3. The Location of Hell
Bell related a trip to Rwanda in which he observed several children with missing limbs that were shopped off by combatants who wanted to menace the people: “Do I believe in a literal hell? Of course. Those aren’t metaphorical missing arms and legs.” (p. 71).
Observation: The violence that people commit toward others is horrible, but human violence against is not the image of Hell in Scripture: "In that place there will be weeping and gnashing of teeth when you see Abraham and Isaac and Jacob and all the prophets in the kingdom of God, but yourselves being thrown out. (Luke 13:28)
4. The Rich Man and Lazarus
Bell described the story of the rich man and Lazarus not as a literal picture of Hell, but a story of oppression: “. . . he wants Lazarus to get him water. When you get someone water, you’re serving them. The rich man wants Lazarus to serve him.” (p. 75) Further, Bell held that the rich man’s hell was his own decisions: “He’s alive in death, but in profound torment, because he’s living with the realities of not properly dying the kind of death that actually leads a person into the only kind of life that’s worth living.” (p. 77)

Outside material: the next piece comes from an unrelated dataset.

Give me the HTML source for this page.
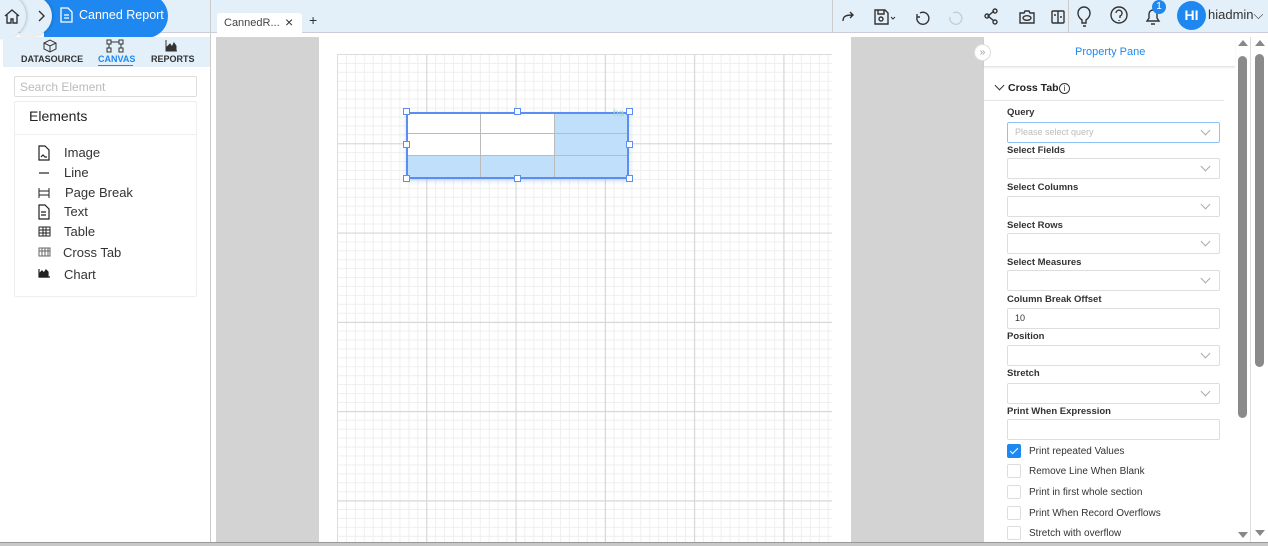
<!DOCTYPE html>
<html><head><meta charset="utf-8"><style>
*{box-sizing:border-box;margin:0;padding:0}
body{width:1268px;height:546px;overflow:hidden;position:relative;background:#fff;font-family:"Liberation Sans",sans-serif;color:#222}
.a{position:absolute}
.lbl{position:absolute;left:1007px;font-size:9.5px;font-weight:bold;color:#333}
.box{position:absolute;left:1007px;width:213px;height:21px;border:1px solid #ddd;border-radius:2px;background:#fff}
.chev{position:absolute;right:10px;top:4px;width:7px;height:7px;border-right:1px solid #aaa;border-bottom:1px solid #aaa;transform:rotate(45deg)}
.cb{position:absolute;left:1007px;width:14px;height:14px;border:1px solid #ddd;border-radius:2px;background:#fff}
.ct{position:absolute;left:1029px;font-size:10px;color:#333}
.el{position:absolute;left:64px;font-size:13px;color:#333}
</style></head><body>
<!-- top bar -->
<div class="a" style="left:0;top:0;width:1268px;height:33px;background:#e3f0fa;border-bottom:1px solid #ccd"></div>
<div class="a" style="left:44px;top:-6px;width:124px;height:44px;border-radius:0 22px 22px 0;background:#1e88f0"></div>
<div class="a" style="left:20px;top:-4px;width:32px;height:40px;border-radius:0 20px 20px 0;background:#e3f0fa;box-shadow:1px 0 3px rgba(0,0,0,.18)"></div>
<div class="a" style="left:-10px;top:-6px;width:36px;height:44px;border-radius:0 22px 22px 0;background:#e3f0fa;box-shadow:1px 0 3px rgba(0,0,0,.2)"></div>
<svg class="a" style="left:3px;top:7px" width="18" height="18" viewBox="0 0 18 18"><path d="M2 9L9 3l7 6M4 8v8h4v-4h2v4h4V8" fill="none" stroke="#333" stroke-width="1.4"/></svg>
<svg class="a" style="left:37px;top:9px" width="10" height="14" viewBox="0 0 10 14"><path d="M2 2l5 5-5 5" fill="none" stroke="#333" stroke-width="1.4"/></svg>
<svg class="a" style="left:60px;top:7px" width="13" height="16" viewBox="0 0 13 16"><path d="M1 1h7l4 4v10H1z M4 8h5M4 11h5" fill="none" stroke="#fff" stroke-width="1.3"/></svg>
<div class="a" style="left:79px;top:8px;font-size:12.5px;color:#fff">Canned Report</div>
<div class="a" style="left:210px;top:0;width:1px;height:546px;background:#ccc"></div>
<div class="a" style="left:217px;top:13px;width:85px;height:20px;background:#fff;border-radius:3px 3px 0 0"></div>
<div class="a" style="left:224px;top:17px;font-size:11px;color:#444">CannedR...</div>
<div class="a" style="left:285px;top:14px;font-size:14px;color:#333">×</div>
<div class="a" style="left:309px;top:12px;font-size:14px;color:#333">+</div>
<div class="a" style="left:832px;top:0;width:1px;height:33px;background:#ccc"></div>
<div class="a" style="left:1068px;top:0;width:1px;height:33px;background:#ccc"></div>
<svg class="a" style="left:840px;top:6px" width="230" height="22" viewBox="0 0 230 22" fill="none" stroke="#333" stroke-width="1.4">
<path d="M3 15c0-5 3-6 10-6M10 6l3 3-3 3"/>
<path d="M35 4h10l3 3v11H35z M38 4v4h6V4 M41 13m-2 0a2 2 0 1 0 4 0a2 2 0 1 0-4 0"/><path d="M51 11l2 2 2-2" stroke-width="1"/>
<path d="M80 7a6 6 0 1 1-3 4M77 8v3h3"/>
<path d="M113 7a6 6 0 1 1-3 4" stroke="#ccc"/>
<path d="M154 5l-6 5 6 5" /><circle cx="155" cy="5" r="2"/><circle cx="155" cy="16" r="2"/><circle cx="147" cy="10" r="2"/>
<path d="M180 7h4l1-2h4l1 2h4v10h-14z"/><ellipse cx="187" cy="12" rx="4" ry="2.3"/>
<rect x="212" y="5" width="12" height="12" rx="1"/><path d="M218 5v12M214 9h2M220 11h2"/>
</svg>
<svg class="a" style="left:1075px;top:5px" width="110" height="24" viewBox="0 0 110 24" fill="none" stroke="#333" stroke-width="1.4">
<path d="M7 15c-3-2-4-4-4-7a6 6 0 0 1 12 0c0 3-1 5-4 7v3h-4z M8 21h3"/>
<circle cx="44" cy="10" r="8"/><path d="M41 8a3 3 0 1 1 4 3v2M44 15v1"/>
<path d="M72 16h12l-2-3V9a4 4 0 0 0-8 0v4z M76 19h4"/>
</svg>
<div class="a" style="left:1152px;top:0;width:14px;height:14px;border-radius:7px;background:#1e88f0;color:#fff;font-size:10px;text-align:center;line-height:14px">1</div>
<div class="a" style="left:1177px;top:1px;width:29px;height:29px;border-radius:15px;background:#1e88f0;color:#fff;font-size:14px;font-weight:bold;text-align:center;line-height:29px">HI</div>
<div class="a" style="left:1208px;top:7px;font-size:13px;color:#333">hiadmin⌵</div>

<!-- left panel -->
<div class="a" style="left:3px;top:37px;width:207px;height:30px;background:#e3f0fa"></div>
<svg class="a" style="left:40px;top:39px" width="150" height="14" viewBox="0 0 150 14" fill="none" stroke="#333" stroke-width="1">
<path d="M4 4l6-3 6 3v6l-6 3-6-3z M4 4l6 3 6-3M10 7v6"/>
<rect x="67" y="1" width="4" height="4"/><rect x="79" y="1" width="4" height="4"/><rect x="67" y="9" width="4" height="4"/><rect x="79" y="9" width="4" height="4"/><path d="M71 3h8M69 5v4M81 5v4"/>
<path d="M126 1v11h11" /><path d="M127 11V8l3-3 2 3 2-4 2 3v4z" fill="#333"/>
</svg>
<div class="a" style="left:21px;top:54px;font-size:9px;font-weight:bold;color:#333">DATASOURCE</div>
<div class="a" style="left:98px;top:54px;font-size:9px;font-weight:bold;color:#1e88f0">CANVAS</div>
<div class="a" style="left:98px;top:65px;width:35px;height:1px;background:#1e88f0"></div>
<div class="a" style="left:151px;top:54px;font-size:9px;font-weight:bold;color:#333">REPORTS</div>
<div class="a" style="left:14px;top:76px;width:183px;height:21px;border:1px solid #ddd;border-radius:2px"></div>
<div class="a" style="left:20px;top:80px;font-size:12px;color:#bbb">Search Element</div>
<div class="a" style="left:14px;top:101px;width:183px;height:196px;border:1px solid #eee;border-radius:2px"></div>
<div class="a" style="left:14px;top:134px;width:183px;height:1px;background:#f0f0f0"></div>
<div class="a" style="left:29px;top:108px;font-size:14px;color:#222">Elements</div>
<svg class="a" style="left:37px;top:144px" width="18" height="140" viewBox="0 0 18 140" fill="none" stroke="#222" stroke-width="1.2">
<path d="M2 2h6l4 4v10H2z M4 13l2-2 2 2h2"/>
<path d="M2 29h10"/>
<path d="M2 44v10M12 44v10M2 47h10M2 51h10" stroke-width="1"/>
<path d="M2 61h6l4 4v10H2z M4 68h5M4 71h5"/>
<path d="M2 83h11v9H2z M2 86h11M2 89h11M6 83v9M9 83v9" stroke-width="1"/>
<path d="M2 104h11v8H2z M2 107h11M5 104v8M8 104v8M11 104v8" stroke="#666" stroke-width="1"/>
<path d="M2 125v8h11"/><path d="M3 133v-4l2-2 2 2 2-3 2 2v5z" fill="#222"/>
</svg>
<div class="el" style="top:145px">Image</div>
<div class="el" style="top:165px">Line</div>
<div class="el" style="top:185px;left:65px">Page Break</div>
<div class="el" style="top:204px">Text</div>
<div class="el" style="top:224px">Table</div>
<div class="el" style="top:245px;left:63px">Cross Tab</div>
<div class="el" style="top:267px">Chart</div>

<!-- canvas area -->
<div class="a" style="left:216px;top:37px;width:103px;height:505px;background:#d3d3d3"></div>
<div class="a" style="left:851px;top:37px;width:133px;height:505px;background:#d3d3d3"></div>
<div class="a" style="left:337px;top:54px;width:495px;height:488px;border-top:1px solid #ddd;border-left:1px solid #ddd;
background-image:linear-gradient(#d4d4d4 1px,transparent 1px),linear-gradient(90deg,#d4d4d4 1px,transparent 1px),linear-gradient(#efefef 1px,transparent 1px),linear-gradient(90deg,#efefef 1px,transparent 1px);
background-size:89.3px 89.3px,89.3px 89.3px,8.93px 8.93px,8.93px 8.93px;background-position:-1px -1px"></div>
<!-- crosstab -->
<div class="a" style="left:406px;top:112px;width:223px;height:67px;border:2px solid #5b8ef0;background:#fff;box-shadow:0 2px 4px rgba(91,142,240,.3)"></div>
<div class="a" style="left:555px;top:114px;width:72px;height:63px;background:#bfdffb"></div>
<div class="a" style="left:408px;top:156px;width:219px;height:21px;background:#bfdffb"></div>
<div class="a" style="left:408px;top:133px;width:219px;height:1px;background:#bbb"></div>
<div class="a" style="left:408px;top:155px;width:219px;height:1px;background:#bbb"></div>
<div class="a" style="left:480px;top:114px;width:1px;height:63px;background:#bbb"></div>
<div class="a" style="left:554px;top:114px;width:1px;height:63px;background:#bbb"></div>
<div class="a" style="left:613px;top:108px;font-size:10px;color:#9ddcc0">ha</div>
<div class="a" style="left:403px;top:108px;width:7px;height:7px;border:1px solid #5b8ef0;background:#fff"></div>
<div class="a" style="left:514px;top:108px;width:7px;height:7px;border:1px solid #5b8ef0;background:#fff"></div>
<div class="a" style="left:626px;top:108px;width:7px;height:7px;border:1px solid #5b8ef0;background:#fff"></div>
<div class="a" style="left:403px;top:141px;width:7px;height:7px;border:1px solid #5b8ef0;background:#fff"></div>
<div class="a" style="left:626px;top:141px;width:7px;height:7px;border:1px solid #5b8ef0;background:#fff"></div>
<div class="a" style="left:403px;top:175px;width:7px;height:7px;border:1px solid #5b8ef0;background:#fff"></div>
<div class="a" style="left:514px;top:175px;width:7px;height:7px;border:1px solid #5b8ef0;background:#fff"></div>
<div class="a" style="left:626px;top:175px;width:7px;height:7px;border:1px solid #5b8ef0;background:#fff"></div>

<!-- property pane -->
<div class="a" style="left:984px;top:37px;width:267px;height:505px;background:#fff;border-right:1px solid #ddd"></div>
<div class="a" style="left:984px;top:38px;width:251px;height:29px;border-bottom:1px solid #e6e6e6;box-shadow:0 1px 2px rgba(0,0,0,.08)"></div>
<div class="a" style="left:1075px;top:46px;font-size:11px;color:#1e88f0">Property Pane</div>
<div class="a" style="left:974px;top:44px;width:17px;height:17px;border-radius:9px;background:#fff;border:1px solid #ddd;font-size:10px;color:#999;text-align:center;line-height:15px">»</div>
<div class="a" style="left:996px;top:82px;width:7px;height:7px;border-right:1px solid #333;border-bottom:1px solid #333;transform:rotate(45deg)"></div>
<div class="a" style="left:1008px;top:82px;font-size:10.5px;font-weight:bold;color:#222">Cross Tab</div>
<div class="a" style="left:1059px;top:83px;width:11px;height:11px;border:1px solid #333;border-radius:6px;font-size:8px;text-align:center;line-height:9px">i</div>
<div class="a" style="left:984px;top:100px;width:240px;height:1px;background:#e6e6e6"></div>

<div class="lbl" style="top:107px">Query</div>
<div class="box" style="top:122px;border-color:#8ec3f5"><span style="position:absolute;left:7px;top:4px;font-size:9px;color:#bbb">Please select query</span><div class="chev"></div></div>
<div class="lbl" style="top:145px">Select Fields</div>
<div class="box" style="top:158px"><div class="chev"></div></div>
<div class="lbl" style="top:182px">Select Columns</div>
<div class="box" style="top:196px"><div class="chev"></div></div>
<div class="lbl" style="top:220px">Select Rows</div>
<div class="box" style="top:233px"><div class="chev"></div></div>
<div class="lbl" style="top:257px">Select Measures</div>
<div class="box" style="top:270px"><div class="chev"></div></div>
<div class="lbl" style="top:294px">Column Break Offset</div>
<div class="box" style="top:308px"><span style="position:absolute;left:7px;top:4px;font-size:9px;color:#333">10</span></div>
<div class="lbl" style="top:331px">Position</div>
<div class="box" style="top:345px"><div class="chev"></div></div>
<div class="lbl" style="top:368px">Stretch</div>
<div class="box" style="top:383px"><div class="chev"></div></div>
<div class="lbl" style="top:406px">Print When Expression</div>
<div class="box" style="top:419px"></div>
<div class="cb" style="top:444px;background:#1e88f0;border-color:#1e88f0"><div style="position:absolute;left:4px;top:1px;width:4px;height:8px;border-right:1.5px solid #fff;border-bottom:1.5px solid #fff;transform:rotate(45deg)"></div></div>
<div class="ct" style="top:446px">Print repeated Values</div>
<div class="cb" style="top:464px"></div><div class="ct" style="top:466px">Remove Line When Blank</div>
<div class="cb" style="top:485px"></div><div class="ct" style="top:487px">Print in first whole section</div>
<div class="cb" style="top:506px"></div><div class="ct" style="top:508px">Print When Record Overflows</div>
<div class="cb" style="top:526px"></div><div class="ct" style="top:528px">Stretch with overflow</div>

<!-- scrollbars -->
<div class="a" style="left:1238px;top:40px;width:0;height:0;border-left:5px solid transparent;border-right:5px solid transparent;border-bottom:6px solid #888"></div>
<div class="a" style="left:1238px;top:56px;width:9px;height:362px;border-radius:5px;background:#8a8a8a"></div>
<div class="a" style="left:1238px;top:532px;width:0;height:0;border-left:5px solid transparent;border-right:5px solid transparent;border-top:6px solid #888"></div>
<div class="a" style="left:1255px;top:40px;width:0;height:0;border-left:5px solid transparent;border-right:5px solid transparent;border-bottom:6px solid #888"></div>
<div class="a" style="left:1255px;top:54px;width:9px;height:313px;border-radius:5px;background:#8a8a8a"></div>
<div class="a" style="left:1255px;top:530px;width:0;height:0;border-left:5px solid transparent;border-right:5px solid transparent;border-top:6px solid #888"></div>
<div class="a" style="left:0;top:542px;width:1268px;height:4px;background:#c8c8c8;border-top:1px solid #999"></div>
</body></html>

Observation: At this point, Bell regurgitates “liberation theology,” the idea that the poor are good and the rich are evil. Nowhere is this image found in the Bible. In the rich man were a believer, he would go to Heaven, and if Lazarus were and unbeliever, he would go to Hell.
5. Hell on Earth
“Often the people most concerned about others going to hell when they die seem less concerned with the hells on earth right now, while the people most concerned with the hells on earth right now seem the least concerned about hell after death.” (p. 79)

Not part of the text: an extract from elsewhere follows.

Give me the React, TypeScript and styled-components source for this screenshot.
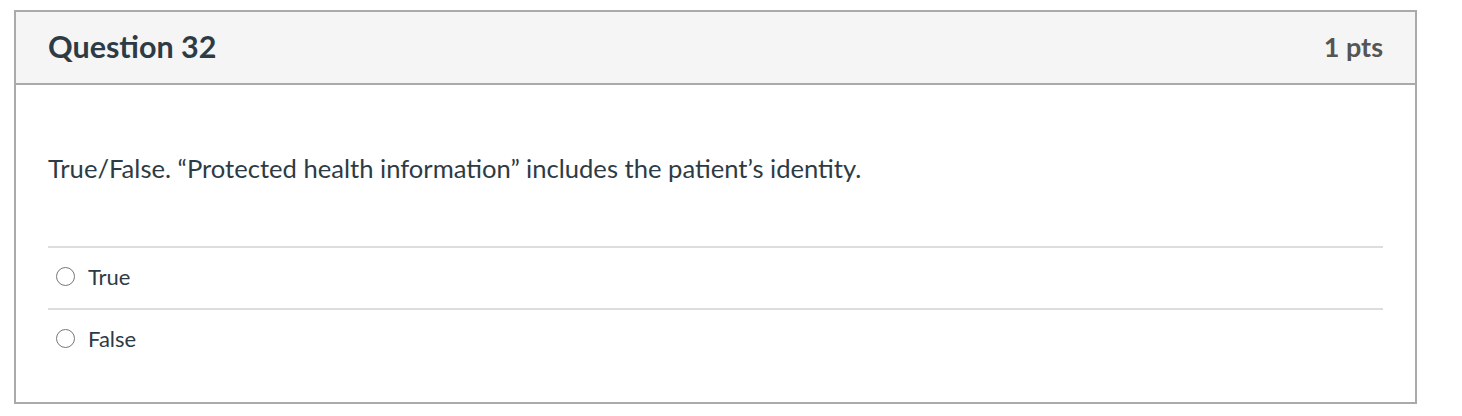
import styled, { createGlobalStyle } from 'styled-components';

const GlobalStyle = createGlobalStyle`
  body {
    margin: 0;
    background: #ffffff;
    font-family: Lato, "Open Sans", sans-serif;
    color: #2d3b45;
  }
`;

const answers = ['True', 'False'];

const App = () => {
  return (
    <>
      <GlobalStyle />
      <S_Page>
        <S_Question>
          <S_Header>
            <S_Title>Question 32</S_Title>
            <S_Points>1 pts</S_Points>
          </S_Header>
          <S_Body>
            <S_Text>
              True/False. “Protected health information” includes the patient’s identity.
            </S_Text>
            <S_Answers>
              {answers.map(answer => (
                <S_Answer key={answer}>
                  <S_Radio type="radio" name="q32" />
                  <S_Label>{answer}</S_Label>
                </S_Answer>
              ))}
            </S_Answers>
          </S_Body>
        </S_Question>
      </S_Page>
    </>
  );
};
export default App;

const S_Page = styled.div`
  padding: 10px 0 0 14px;
`;

const S_Question = styled.div`
  width: 1403px;
  height: 394px;
  box-sizing: border-box;
  border: 2px solid #aaaaaa;
  background: #ffffff;
`;

const S_Header = styled.div`
  display: flex;
  justify-content: space-between;
  align-items: center;
  height: 73px;
  box-sizing: border-box;
  padding: 0 32px 3px 32px;
  background: #f5f5f5;
  border-bottom: 2px solid #aaaaaa;
`;

const S_Title = styled.h2`
  margin: 0;
  font-size: 30.5px;
  font-weight: 700;
  color: #2d3b45;
`;

const S_Points = styled.div`
  font-size: 27px;
  font-weight: 700;
  color: #555555;
`;

const S_Body = styled.div`
  padding: 0 32px;
`;

const S_Text = styled.p`
  margin: 0;
  padding: 67px 0 0 0;
  height: 161px;
  box-sizing: border-box;
  font-size: 25.6px;
  line-height: 32px;
`;

const S_Answers = styled.div`
  display: flex;
  flex-direction: column;
`;

const S_Answer = styled.label`
  display: flex;
  align-items: center;
  height: 62px;
  box-sizing: border-box;
  border-top: 2px solid #dddddd;
  padding: 0 0 4px 8px;
`;

const S_Radio = styled.input`
  appearance: none;
  width: 19px;
  height: 19px;
  margin: 0 13px 0 0;
  border: 1.5px solid #777777;
  border-radius: 50%;
  box-sizing: border-box;
`;

const S_Label = styled.span`
  font-size: 22px;
  color: #2d3b45;
`;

Observation: Once more, this is incorrect. Statistically, more conservative people, a bloc that includes believers, give four times more to charity than other groups.
6. Coming Wrath
“When he warns of the ‘coming wrath,’ . . . this is a very practical, political, heartfelt warning to his people to not go the way they’re intent on going. The Romans, he keeps insisting, will crush you.” (p. 81)
Observation: Simply untrue and revisionist. Notice 1 Thessalonians 1:9-10: 1:9 For they themselves report about us what kind of a reception we had with you, and how you turned to God from idols to serve a living and true God, 1:10 and to wait for His Son from heaven, whom He raised from the dead, that is Jesus, who rescues us from the wrath to come.
7. Sodom and Gomorrah
“In Matthew 10, he warns the people living in the village of Capernaum, ‘It will be more bearable for Sodom and Gomorrah on the day of judgment than for you’ . . . . And if there’s still hope for Sodom and Gomorrah, what does that say about all of the other Sodoms and Gomorrahs?” (pp. 84-85)
Observation: Jesus did not say that Sodom and Gomorrah had hope, but that legalistic people who were not real believers would be judged more harshly than the inhabitants of Sodom and Gomorrah. The point is that both groups will be judged.
8. Bizarre Passages?
“Failure, we see again and again, isn’t final, judgment has a point, and consequences are for correction. With this in mind, several bizarre passages later in the New Testament begin to make more sense. In Paul’s first letter to Timothy he mentions Hymenaeus and Alexander, whom he has ‘handed over to Satan to be taught not to blaspheme.’ (Something in me wants to read that in a Darth Vader voice).” (pp. 88-89)
Observation: First of all, to suggest that the Bible contains
bizarre passages is an attempt by Bell to downgrade its
message. Second, notice Bell’s snide remark concerning
quoting Paul with a Darth Vader voice.